Cabe la posibilidad de arreglarse un tránsito más apañado, de código civil, testamentaría firmada y seguro de decesos en regla; es la muerte ordenadita de los ciudadanos probos —también conocidos en el argot funerario como “los pagapoquito”—, que nacen, crecen, se reproducen si pueden, trabajan, consumen y mueren como es debido. Como el burro de Vitoria, sin pena ni gloria, irse al otro barrio con los papeles en perfecto estado de revista suele ser el ideal de estos abnegados creyentes en la tercera vida, que es una herencia apañada, la buena consideración en la memoria de sus deudos y la piadosa aunque dudosa clemencia de sus vecinos: “Qué buen hombre era su Antonio, doña Elvira”; y cosas así.

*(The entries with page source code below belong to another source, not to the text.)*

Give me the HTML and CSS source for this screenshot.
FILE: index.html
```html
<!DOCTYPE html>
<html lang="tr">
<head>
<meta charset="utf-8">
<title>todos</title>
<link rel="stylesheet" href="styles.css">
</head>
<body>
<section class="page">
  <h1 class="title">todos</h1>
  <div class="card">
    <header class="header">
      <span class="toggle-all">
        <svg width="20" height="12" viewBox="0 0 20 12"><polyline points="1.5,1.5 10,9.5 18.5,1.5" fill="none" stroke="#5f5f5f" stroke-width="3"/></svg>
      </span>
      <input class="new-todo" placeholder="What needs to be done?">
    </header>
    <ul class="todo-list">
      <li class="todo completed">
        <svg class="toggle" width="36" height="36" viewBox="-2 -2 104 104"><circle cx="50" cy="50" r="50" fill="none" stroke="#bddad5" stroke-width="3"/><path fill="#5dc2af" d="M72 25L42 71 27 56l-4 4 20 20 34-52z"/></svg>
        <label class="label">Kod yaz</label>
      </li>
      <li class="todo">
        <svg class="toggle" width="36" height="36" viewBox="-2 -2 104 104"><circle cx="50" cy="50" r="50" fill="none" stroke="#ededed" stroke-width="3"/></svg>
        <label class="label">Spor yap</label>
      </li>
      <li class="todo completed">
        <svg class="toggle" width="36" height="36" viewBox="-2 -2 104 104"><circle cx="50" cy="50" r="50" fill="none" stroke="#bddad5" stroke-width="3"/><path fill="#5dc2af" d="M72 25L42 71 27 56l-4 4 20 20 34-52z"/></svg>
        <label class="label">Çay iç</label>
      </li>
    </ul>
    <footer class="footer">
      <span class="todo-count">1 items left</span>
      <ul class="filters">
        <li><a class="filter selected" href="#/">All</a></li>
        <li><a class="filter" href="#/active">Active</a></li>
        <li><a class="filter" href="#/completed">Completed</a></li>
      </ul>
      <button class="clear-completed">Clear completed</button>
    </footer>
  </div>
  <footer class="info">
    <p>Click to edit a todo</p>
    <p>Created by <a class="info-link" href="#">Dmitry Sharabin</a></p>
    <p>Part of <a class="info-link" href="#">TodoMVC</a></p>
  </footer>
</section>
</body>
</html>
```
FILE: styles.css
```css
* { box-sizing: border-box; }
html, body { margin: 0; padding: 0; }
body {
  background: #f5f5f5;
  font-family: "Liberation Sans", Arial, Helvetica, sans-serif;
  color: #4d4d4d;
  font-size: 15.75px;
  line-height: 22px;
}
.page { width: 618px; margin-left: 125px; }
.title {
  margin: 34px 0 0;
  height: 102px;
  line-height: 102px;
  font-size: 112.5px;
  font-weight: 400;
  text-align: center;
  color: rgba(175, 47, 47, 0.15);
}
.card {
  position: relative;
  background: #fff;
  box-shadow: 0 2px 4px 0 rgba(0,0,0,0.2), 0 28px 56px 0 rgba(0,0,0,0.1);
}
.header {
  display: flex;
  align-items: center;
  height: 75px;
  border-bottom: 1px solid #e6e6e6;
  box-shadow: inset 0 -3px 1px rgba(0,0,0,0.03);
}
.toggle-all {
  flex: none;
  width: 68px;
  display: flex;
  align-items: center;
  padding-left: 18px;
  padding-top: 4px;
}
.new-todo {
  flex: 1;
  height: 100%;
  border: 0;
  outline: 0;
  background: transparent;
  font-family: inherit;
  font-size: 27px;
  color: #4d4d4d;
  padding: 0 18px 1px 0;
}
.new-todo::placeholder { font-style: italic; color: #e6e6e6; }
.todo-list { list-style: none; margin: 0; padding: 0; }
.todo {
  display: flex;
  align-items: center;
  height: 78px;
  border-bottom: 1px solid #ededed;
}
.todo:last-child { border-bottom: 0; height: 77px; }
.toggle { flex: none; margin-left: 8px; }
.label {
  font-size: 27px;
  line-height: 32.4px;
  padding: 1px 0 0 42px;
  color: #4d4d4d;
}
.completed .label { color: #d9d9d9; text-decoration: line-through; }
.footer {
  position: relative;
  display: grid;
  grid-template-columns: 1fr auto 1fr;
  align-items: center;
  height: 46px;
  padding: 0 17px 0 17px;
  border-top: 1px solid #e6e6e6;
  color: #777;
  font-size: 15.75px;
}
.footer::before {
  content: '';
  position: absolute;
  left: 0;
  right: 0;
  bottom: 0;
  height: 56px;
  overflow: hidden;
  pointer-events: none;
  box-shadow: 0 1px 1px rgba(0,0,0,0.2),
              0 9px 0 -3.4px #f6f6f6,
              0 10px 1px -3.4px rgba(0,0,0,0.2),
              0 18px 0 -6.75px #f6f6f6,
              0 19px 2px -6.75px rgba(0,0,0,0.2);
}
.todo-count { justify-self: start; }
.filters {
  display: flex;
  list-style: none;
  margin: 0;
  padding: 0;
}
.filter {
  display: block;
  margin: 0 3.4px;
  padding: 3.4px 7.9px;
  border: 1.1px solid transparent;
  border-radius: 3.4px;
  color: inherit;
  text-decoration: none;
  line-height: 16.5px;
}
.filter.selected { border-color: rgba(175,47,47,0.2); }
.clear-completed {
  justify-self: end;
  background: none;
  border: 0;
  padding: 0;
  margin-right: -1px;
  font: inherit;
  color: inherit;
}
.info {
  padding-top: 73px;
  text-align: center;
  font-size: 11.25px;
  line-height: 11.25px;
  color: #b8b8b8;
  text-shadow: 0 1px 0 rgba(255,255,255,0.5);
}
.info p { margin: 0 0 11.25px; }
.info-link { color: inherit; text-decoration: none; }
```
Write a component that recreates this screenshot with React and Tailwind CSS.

No me hagan mucho caso. Los viejos pensamos de vez en cuando en la muerte, y, al igual que los jóvenes, nos gusta imaginar el futuro. Si imagino mi propio ir para no volver, enseguida me aferro a la idea de que, a lo mejor, en el último momento me siento orgulloso del mundo que dejo atrás, la sociedad en la que nací, donde me crié, la educación que recibí y las oportunidades que se me dieron aunque no supiera aprovecharlas. Me gustaría irme pensando que dejo atrás una civilización y una cultura herederas de muchos siglos de humano afán, de avance en las ideas, la técnica y la ciencia. Un mundo con muchísimas imperfecciones, tremendas desigualdades, lacerantes injusticias, pero con todo el derecho del mundo a reivindicarse origen y causa de los mayores niveles de justicia, prosperidad y libertad conocidos a lo largo de la historia, exento por tanto de refutarse a sí mismo, cancelarse y empezar desde cero; al contrario —todo lo contrario—: precisamente porque el desarrollo de lo humano civilizado, tal como ha sido, con sus luces y sombras, ha posibilitado llegar hasta aquí, insistir y perfeccionarse en el mismo camino es la única garantía razonable de alcanzar metas ideales. Como decía el filósofo: “desarrollar los elementos ideales que ya existen en la realidad, no sólo en las cabezas de los visionarios”. Quiero irme, o sea, palmar, sintiendo la herida de la injusticia, la arbitrariedad y la crueldad de unos semejantes respecto a otros, pero sabiendo que dejo un sendero por el que otros seguirán transitando, sin echarse a un lado, sin sentarse en una piedra y ponerse a llorar; y que ese camino, tarde o temprano, llegará hasta donde todos queremos: un mundo, aproximadamente y dentro de lo que cabe, feliz. O mejor dicho —no seamos cursis—: un mundo, aproximadamente y dentro de lo que cabe, conforme consigo mismo.
Y también… Será por pedir… También me gustaría acabar este ratito que es la vida sin demasiada preocupación por haber dejado un mundo mejor a mis hijos, pero eso sí: convencido de haber dejado a este mundo unos hijos mejores que yo.